:: DATA TO USE
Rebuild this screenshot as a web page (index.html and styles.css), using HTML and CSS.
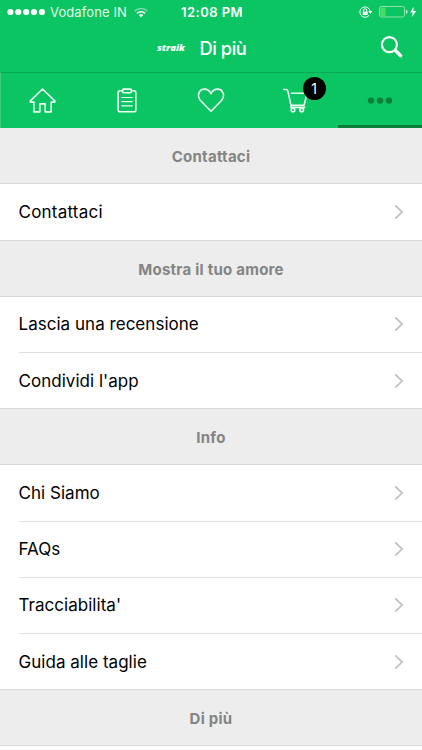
::::
:: DATA TO USE
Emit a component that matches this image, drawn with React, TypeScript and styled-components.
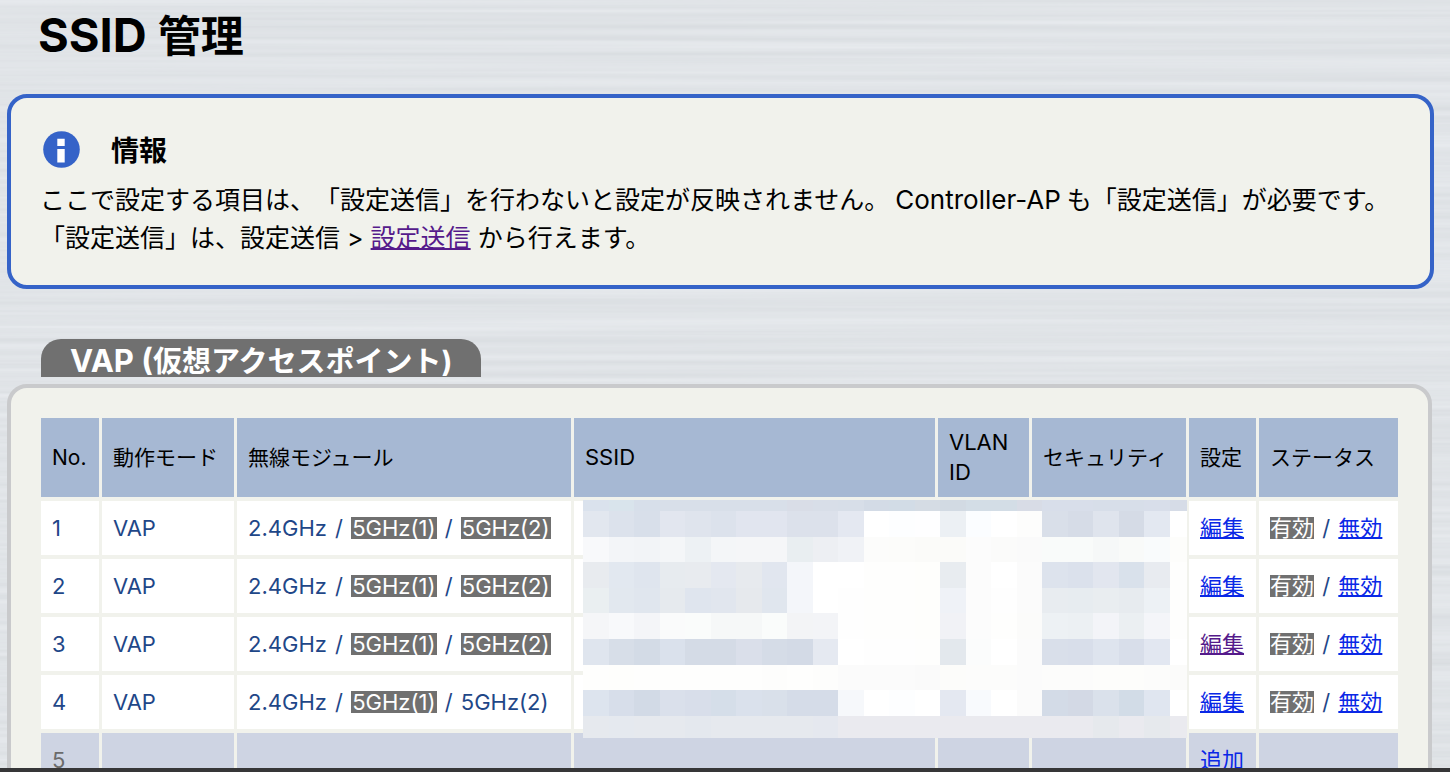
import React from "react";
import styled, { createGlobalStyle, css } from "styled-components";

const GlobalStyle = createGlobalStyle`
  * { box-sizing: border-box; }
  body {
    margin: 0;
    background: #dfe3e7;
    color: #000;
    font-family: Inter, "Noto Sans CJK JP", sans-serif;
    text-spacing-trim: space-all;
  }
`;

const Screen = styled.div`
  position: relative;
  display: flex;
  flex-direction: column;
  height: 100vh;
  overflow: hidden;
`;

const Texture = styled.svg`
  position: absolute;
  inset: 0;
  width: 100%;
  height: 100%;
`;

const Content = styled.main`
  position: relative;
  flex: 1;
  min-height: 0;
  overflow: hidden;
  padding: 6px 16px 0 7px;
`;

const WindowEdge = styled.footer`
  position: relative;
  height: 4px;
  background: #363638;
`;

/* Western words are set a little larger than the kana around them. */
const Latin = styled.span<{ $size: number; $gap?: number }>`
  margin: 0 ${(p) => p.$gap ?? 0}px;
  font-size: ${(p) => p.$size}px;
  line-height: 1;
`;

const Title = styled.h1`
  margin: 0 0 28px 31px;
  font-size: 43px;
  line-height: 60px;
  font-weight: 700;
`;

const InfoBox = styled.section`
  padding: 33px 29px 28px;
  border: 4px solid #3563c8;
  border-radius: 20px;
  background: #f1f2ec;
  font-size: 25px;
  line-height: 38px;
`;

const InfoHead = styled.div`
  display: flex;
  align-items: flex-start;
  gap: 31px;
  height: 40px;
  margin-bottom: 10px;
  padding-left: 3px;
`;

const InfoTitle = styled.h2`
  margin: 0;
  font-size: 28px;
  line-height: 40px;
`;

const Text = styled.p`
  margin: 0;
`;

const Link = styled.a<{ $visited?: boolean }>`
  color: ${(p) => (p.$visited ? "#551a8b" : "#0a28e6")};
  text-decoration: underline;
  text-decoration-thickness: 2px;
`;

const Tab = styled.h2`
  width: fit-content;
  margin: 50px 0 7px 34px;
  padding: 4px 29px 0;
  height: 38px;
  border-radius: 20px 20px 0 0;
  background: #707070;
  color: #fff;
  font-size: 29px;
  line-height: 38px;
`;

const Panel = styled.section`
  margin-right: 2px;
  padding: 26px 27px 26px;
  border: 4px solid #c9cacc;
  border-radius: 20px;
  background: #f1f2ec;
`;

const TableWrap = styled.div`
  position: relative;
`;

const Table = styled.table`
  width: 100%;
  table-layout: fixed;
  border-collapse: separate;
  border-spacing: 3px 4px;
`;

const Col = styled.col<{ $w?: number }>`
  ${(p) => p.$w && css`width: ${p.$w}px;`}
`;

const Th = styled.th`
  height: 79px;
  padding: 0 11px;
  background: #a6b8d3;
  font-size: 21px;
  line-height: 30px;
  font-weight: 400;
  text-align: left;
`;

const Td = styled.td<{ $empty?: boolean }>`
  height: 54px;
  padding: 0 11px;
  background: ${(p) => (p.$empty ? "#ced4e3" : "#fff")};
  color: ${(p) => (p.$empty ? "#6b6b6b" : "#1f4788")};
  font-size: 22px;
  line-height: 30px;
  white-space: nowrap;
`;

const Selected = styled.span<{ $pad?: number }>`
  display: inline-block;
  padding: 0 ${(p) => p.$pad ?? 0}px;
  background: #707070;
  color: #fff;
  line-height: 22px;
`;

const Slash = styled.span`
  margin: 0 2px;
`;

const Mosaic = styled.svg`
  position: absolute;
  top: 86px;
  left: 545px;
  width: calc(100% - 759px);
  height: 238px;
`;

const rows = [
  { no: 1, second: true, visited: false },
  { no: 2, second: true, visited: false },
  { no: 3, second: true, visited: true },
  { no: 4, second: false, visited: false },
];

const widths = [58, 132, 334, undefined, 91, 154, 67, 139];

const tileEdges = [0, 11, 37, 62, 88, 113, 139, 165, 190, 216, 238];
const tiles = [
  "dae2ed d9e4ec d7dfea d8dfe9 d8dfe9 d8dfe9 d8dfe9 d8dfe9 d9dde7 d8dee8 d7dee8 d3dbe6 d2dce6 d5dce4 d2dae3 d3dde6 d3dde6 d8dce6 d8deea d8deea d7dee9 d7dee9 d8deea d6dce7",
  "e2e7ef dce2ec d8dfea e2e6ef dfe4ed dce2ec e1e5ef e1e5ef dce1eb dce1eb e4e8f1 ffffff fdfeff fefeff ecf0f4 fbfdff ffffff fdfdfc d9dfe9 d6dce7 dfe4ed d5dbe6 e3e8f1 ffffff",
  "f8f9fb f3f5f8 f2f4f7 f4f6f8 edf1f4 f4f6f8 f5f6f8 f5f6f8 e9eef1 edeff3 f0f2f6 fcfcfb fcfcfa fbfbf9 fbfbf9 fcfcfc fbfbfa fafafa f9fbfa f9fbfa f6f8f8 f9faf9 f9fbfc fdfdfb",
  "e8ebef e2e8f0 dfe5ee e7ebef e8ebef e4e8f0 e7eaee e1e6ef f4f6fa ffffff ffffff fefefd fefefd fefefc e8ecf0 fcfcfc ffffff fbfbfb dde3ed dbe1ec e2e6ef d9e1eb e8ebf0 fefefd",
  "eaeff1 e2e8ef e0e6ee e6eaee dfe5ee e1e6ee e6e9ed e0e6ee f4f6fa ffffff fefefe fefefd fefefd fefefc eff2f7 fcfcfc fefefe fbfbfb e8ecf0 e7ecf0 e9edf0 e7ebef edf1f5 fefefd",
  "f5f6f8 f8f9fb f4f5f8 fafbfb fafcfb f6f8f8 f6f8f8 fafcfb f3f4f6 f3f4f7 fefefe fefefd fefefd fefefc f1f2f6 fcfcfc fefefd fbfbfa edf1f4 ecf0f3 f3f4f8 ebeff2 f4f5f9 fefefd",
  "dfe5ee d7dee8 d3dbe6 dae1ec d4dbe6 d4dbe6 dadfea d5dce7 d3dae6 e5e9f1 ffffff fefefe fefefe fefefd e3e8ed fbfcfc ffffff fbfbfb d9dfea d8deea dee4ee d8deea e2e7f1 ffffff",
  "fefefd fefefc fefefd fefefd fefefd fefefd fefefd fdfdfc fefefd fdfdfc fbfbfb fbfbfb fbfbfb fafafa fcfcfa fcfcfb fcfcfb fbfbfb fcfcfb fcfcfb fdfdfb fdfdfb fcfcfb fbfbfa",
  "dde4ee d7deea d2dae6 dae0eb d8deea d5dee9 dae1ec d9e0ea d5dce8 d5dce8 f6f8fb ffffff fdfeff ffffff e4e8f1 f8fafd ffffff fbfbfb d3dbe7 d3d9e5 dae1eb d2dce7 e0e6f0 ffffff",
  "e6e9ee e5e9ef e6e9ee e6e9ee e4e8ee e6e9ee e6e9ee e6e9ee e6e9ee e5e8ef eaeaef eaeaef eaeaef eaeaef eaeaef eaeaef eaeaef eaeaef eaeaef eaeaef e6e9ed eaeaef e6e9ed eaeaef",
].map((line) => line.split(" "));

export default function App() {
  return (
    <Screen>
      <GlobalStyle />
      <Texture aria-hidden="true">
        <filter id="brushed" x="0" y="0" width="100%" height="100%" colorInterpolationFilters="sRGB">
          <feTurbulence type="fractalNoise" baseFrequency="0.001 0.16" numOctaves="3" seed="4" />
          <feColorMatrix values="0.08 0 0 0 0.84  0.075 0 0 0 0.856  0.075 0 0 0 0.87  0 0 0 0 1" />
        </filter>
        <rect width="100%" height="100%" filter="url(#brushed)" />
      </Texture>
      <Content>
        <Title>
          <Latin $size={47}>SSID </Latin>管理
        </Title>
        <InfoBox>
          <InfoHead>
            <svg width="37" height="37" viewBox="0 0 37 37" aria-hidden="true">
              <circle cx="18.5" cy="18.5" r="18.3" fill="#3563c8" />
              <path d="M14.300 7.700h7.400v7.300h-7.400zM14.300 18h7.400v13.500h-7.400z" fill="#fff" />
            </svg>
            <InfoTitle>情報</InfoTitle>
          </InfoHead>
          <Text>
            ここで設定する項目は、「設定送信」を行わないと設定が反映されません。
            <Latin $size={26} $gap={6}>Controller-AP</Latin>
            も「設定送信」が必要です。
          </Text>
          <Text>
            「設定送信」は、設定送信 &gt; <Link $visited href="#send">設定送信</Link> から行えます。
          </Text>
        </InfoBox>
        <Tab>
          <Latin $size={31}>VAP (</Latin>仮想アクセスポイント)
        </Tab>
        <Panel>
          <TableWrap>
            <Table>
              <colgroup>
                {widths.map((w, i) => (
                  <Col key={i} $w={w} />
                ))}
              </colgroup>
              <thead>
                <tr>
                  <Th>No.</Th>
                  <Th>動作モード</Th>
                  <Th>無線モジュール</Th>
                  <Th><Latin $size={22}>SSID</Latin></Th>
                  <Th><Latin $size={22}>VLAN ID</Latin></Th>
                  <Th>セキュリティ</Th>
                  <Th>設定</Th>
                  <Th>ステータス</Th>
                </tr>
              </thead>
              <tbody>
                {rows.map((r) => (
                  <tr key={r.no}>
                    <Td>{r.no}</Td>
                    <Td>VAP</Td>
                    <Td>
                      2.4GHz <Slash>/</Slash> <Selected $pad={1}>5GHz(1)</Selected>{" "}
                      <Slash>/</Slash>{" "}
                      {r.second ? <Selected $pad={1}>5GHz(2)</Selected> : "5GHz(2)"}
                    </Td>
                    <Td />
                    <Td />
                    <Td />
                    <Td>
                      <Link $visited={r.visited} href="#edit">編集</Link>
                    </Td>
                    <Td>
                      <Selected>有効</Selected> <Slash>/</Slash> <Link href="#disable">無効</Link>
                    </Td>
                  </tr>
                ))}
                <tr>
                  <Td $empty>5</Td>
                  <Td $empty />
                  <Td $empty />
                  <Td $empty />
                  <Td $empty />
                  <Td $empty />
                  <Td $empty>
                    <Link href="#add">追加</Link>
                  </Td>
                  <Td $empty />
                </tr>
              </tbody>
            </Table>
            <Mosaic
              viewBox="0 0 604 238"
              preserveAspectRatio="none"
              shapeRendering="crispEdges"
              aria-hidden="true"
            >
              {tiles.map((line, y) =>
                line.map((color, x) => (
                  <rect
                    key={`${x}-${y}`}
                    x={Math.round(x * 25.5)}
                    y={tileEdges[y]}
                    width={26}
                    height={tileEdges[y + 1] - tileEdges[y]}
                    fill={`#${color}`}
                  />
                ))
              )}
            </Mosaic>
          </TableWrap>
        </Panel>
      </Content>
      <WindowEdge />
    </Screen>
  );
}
::::
:: DATA TO USE
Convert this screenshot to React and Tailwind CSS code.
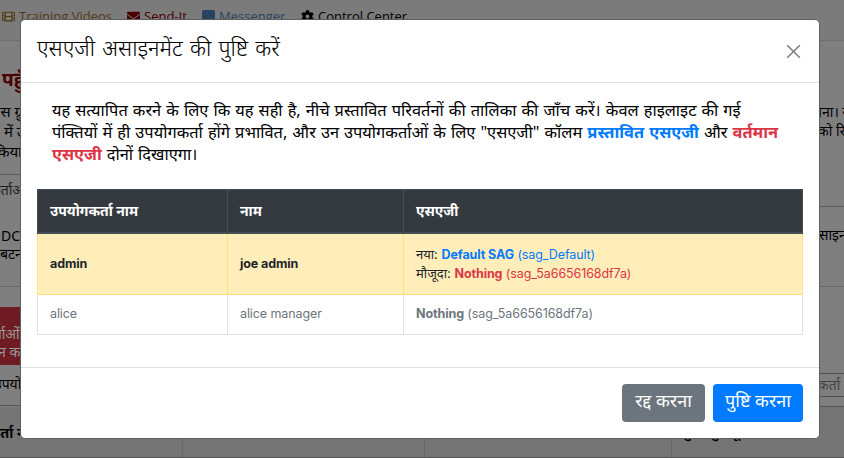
::::
**SHORT EXERCISE:** Wherever "React" shows up in a line, copy that line.

**ANSWER TO THIS PROBLEM:**
Emit a component that matches this image, drawn with React, TypeScript and styled-components.
import React from "react";
Convert this screenshot to React and Tailwind CSS code.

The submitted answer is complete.